Asked Friday why there wasn't a better plan in place to deal with the children after their parent's arrest, Trump told reporters outside the White House south lawn, "You have to go in, you can't let anybody know."

"Otherwise when you get there, nobody will be there," Trump said. "The big factor is to let people outside of the country that want to come in legally," he continued, then praising Mexico's efforts to deter migrants from illegally entering the US.

"I just hope to keep it up," he added.

Authorities hailed Wednesday's sweep at seven Mississippi food processing plants as a record-setting operation. At least 680 undocumented immigrants were detained. More than 300 of them had been released by Thursday, Bryan D. Cox, an ICE spokesman, said in a statement. US Attorney for the Southern District of Mississippi Mike Hurst told reporters that the raids are "believed to be the largest single-state immigration enforcement operation in our nation's history."

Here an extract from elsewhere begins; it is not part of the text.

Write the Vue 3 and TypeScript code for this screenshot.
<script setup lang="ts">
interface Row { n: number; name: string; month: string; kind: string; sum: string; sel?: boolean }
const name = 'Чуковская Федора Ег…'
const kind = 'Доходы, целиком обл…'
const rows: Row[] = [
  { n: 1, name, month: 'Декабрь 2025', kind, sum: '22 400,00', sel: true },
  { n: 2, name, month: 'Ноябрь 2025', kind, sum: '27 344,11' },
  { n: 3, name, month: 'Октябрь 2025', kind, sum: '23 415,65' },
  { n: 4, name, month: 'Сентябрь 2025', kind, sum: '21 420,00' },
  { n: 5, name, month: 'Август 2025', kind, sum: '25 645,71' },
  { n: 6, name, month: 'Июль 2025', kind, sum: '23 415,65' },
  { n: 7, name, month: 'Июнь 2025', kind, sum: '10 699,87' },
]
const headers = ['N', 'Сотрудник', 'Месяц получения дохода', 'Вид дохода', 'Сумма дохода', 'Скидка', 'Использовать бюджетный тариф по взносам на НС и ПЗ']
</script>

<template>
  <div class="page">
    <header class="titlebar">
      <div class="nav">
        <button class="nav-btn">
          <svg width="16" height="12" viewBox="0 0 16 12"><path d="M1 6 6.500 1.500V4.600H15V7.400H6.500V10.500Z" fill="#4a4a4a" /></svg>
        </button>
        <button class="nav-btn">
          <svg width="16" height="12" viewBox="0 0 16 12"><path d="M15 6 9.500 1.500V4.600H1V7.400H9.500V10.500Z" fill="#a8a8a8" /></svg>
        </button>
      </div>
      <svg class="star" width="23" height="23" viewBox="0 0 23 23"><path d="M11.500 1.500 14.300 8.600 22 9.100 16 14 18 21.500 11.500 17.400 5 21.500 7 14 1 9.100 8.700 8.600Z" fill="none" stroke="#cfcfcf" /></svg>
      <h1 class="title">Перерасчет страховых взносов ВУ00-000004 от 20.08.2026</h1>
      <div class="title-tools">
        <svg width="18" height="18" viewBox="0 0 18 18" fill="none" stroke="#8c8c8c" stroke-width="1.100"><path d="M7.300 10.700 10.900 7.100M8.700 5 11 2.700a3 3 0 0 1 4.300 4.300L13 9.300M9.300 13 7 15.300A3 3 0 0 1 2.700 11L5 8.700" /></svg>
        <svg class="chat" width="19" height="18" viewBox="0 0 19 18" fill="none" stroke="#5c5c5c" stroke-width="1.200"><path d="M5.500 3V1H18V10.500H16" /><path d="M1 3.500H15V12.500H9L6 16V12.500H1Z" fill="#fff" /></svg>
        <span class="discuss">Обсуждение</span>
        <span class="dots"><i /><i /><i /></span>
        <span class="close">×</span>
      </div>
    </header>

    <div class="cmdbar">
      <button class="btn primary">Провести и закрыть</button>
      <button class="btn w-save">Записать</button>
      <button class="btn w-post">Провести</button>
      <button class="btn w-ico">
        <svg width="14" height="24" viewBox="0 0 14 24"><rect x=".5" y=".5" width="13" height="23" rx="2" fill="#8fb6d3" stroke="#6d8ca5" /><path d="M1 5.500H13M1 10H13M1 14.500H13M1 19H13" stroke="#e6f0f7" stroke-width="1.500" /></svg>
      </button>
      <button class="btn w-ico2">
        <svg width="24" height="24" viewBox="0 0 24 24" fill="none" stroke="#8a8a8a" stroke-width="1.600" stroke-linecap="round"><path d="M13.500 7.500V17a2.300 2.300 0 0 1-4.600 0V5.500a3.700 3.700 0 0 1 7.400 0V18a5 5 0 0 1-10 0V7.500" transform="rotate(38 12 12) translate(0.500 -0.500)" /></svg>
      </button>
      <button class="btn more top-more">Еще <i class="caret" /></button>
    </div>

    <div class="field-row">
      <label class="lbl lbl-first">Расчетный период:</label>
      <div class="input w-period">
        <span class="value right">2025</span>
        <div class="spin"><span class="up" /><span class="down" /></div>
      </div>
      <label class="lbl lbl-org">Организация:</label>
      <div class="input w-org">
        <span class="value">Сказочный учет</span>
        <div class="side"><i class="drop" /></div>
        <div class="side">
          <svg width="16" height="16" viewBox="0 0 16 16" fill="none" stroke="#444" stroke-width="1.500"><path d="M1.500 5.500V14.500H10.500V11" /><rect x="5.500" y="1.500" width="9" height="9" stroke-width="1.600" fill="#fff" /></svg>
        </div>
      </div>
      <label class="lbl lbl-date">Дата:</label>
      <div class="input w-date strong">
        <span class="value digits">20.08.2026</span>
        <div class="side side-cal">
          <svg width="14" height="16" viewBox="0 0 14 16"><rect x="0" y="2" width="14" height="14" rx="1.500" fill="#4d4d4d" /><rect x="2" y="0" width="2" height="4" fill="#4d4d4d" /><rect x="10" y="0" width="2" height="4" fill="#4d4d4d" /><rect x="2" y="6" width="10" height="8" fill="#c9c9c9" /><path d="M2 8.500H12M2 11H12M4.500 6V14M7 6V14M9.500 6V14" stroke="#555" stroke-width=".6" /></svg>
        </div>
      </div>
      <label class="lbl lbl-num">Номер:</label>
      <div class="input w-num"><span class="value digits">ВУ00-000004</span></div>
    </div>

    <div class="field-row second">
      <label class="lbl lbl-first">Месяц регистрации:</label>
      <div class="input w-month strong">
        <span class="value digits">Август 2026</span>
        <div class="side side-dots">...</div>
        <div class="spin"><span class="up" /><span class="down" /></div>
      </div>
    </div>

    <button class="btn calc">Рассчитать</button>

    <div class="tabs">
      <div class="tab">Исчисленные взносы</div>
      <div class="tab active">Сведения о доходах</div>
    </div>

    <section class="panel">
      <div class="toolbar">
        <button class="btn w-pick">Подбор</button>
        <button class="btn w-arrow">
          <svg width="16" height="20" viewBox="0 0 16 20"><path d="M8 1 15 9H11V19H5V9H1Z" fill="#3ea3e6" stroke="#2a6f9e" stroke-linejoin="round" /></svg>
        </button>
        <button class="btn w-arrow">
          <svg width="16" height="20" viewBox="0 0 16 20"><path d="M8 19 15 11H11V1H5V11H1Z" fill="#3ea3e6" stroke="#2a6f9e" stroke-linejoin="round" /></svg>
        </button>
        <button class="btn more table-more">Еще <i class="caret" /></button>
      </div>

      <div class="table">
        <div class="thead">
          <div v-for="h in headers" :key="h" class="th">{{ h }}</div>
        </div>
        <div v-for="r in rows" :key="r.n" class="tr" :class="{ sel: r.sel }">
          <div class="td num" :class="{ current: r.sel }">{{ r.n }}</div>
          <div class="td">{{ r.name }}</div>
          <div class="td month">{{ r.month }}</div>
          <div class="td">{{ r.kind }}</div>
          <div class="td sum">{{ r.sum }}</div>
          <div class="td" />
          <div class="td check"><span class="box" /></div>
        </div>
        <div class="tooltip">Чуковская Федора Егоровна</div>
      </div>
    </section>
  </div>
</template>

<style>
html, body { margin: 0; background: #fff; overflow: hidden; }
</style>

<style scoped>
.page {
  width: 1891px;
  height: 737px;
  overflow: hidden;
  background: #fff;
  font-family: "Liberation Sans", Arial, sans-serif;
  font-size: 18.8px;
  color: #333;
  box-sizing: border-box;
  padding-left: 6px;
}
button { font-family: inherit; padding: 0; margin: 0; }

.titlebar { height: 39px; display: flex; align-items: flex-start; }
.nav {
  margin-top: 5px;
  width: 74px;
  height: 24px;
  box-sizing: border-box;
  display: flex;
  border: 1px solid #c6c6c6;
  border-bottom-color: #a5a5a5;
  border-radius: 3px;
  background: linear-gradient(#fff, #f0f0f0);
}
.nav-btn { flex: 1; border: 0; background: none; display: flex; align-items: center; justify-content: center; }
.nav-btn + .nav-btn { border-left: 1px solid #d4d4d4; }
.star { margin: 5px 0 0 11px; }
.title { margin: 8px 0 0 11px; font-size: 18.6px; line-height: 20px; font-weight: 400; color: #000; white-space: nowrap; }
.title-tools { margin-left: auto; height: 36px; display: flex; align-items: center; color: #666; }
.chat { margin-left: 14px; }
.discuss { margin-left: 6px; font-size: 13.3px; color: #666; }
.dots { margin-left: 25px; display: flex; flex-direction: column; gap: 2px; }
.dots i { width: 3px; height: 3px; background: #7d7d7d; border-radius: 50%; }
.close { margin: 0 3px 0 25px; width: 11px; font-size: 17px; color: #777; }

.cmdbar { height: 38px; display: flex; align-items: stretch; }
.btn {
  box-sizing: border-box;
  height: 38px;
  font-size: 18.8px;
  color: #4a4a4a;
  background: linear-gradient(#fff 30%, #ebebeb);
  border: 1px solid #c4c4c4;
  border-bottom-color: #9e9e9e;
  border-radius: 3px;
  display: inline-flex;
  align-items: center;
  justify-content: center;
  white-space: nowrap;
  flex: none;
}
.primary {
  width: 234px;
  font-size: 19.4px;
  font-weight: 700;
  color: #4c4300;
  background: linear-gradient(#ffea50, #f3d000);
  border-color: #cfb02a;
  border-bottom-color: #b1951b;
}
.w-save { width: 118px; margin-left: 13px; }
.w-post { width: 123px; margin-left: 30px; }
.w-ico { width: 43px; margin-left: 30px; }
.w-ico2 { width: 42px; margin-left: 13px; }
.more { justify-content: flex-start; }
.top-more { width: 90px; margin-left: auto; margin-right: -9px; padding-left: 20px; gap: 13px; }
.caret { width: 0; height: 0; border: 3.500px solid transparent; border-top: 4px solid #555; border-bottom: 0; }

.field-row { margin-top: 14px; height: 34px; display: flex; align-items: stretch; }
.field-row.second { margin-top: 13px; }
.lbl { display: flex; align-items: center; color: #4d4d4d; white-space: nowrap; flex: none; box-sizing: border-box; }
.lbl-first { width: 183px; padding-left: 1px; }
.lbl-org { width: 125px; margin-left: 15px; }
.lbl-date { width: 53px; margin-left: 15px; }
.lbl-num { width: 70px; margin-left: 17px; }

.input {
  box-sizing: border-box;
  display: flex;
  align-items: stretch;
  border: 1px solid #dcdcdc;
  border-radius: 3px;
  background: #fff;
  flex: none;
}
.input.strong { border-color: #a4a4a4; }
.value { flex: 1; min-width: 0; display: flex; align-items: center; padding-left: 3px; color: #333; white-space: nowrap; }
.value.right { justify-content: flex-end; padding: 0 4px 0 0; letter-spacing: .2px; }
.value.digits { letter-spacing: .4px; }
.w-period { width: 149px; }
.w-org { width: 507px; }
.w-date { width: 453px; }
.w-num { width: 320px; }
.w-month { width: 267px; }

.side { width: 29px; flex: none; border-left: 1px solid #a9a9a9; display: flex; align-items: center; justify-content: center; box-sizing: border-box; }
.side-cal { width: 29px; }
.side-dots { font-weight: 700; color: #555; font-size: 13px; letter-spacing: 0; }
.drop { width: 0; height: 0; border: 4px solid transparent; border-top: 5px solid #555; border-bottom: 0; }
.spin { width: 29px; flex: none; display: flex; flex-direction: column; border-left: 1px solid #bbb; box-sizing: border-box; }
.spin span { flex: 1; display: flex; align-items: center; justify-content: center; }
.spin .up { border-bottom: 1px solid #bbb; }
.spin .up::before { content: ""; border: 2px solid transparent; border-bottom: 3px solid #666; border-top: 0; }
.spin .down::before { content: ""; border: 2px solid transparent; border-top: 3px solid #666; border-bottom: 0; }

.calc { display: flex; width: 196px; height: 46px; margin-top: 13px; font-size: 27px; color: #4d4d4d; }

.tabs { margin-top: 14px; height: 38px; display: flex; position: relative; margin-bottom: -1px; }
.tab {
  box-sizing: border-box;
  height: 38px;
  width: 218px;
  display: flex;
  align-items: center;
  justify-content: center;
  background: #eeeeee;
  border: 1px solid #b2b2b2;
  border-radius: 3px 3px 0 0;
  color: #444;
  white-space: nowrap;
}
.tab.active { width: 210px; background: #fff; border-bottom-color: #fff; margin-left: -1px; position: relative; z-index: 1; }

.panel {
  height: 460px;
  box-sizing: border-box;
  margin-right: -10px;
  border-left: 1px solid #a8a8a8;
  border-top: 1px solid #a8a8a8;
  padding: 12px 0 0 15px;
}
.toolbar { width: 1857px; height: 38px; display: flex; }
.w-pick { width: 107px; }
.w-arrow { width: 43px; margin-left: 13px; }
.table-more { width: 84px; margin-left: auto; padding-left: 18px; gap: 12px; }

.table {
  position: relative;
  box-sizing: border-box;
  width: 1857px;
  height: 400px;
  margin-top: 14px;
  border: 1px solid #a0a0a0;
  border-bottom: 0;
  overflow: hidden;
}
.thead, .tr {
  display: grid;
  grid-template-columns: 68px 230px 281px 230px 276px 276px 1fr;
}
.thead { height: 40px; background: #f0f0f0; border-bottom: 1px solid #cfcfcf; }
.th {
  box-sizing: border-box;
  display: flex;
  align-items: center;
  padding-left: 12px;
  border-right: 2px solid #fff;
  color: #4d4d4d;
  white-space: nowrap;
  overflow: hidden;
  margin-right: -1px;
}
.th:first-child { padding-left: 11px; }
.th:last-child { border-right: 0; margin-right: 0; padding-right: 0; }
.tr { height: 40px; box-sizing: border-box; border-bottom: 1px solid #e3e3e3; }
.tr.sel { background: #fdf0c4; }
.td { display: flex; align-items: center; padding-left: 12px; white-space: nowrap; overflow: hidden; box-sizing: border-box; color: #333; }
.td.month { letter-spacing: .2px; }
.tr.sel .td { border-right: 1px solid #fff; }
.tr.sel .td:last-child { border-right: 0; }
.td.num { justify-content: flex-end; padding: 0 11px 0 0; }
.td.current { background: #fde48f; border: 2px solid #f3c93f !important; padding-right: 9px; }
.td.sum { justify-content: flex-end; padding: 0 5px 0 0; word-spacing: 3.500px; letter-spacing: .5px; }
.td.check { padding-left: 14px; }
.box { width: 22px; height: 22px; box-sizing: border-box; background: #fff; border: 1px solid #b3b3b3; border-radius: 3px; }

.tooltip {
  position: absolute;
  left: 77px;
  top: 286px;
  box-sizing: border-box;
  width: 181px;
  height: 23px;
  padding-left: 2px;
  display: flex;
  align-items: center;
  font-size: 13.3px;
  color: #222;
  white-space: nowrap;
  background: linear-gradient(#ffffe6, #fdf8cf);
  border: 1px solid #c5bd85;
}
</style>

The raids led to a series of heart wrenching images and videos of family members -- including young children whose parents were detained -- reeling from the arrest of their relatives.

In Forest, Mississippi, strangers and neighbors volunteered to take children with nowhere to go after their parents were detained to a local gym for the night, according to CNN affiliate WJTV.

Trump said the raids served as a "very good deterrent" for undocumented immigrants.

"I want people to know that if they come into the United States illegally, they're getting out," Trump said Friday. "They're going to be brought out. And this serves as a very good deterrent."

"When people see what they saw (earlier this week), like they will be for a long time, they know that they're not staying," he added.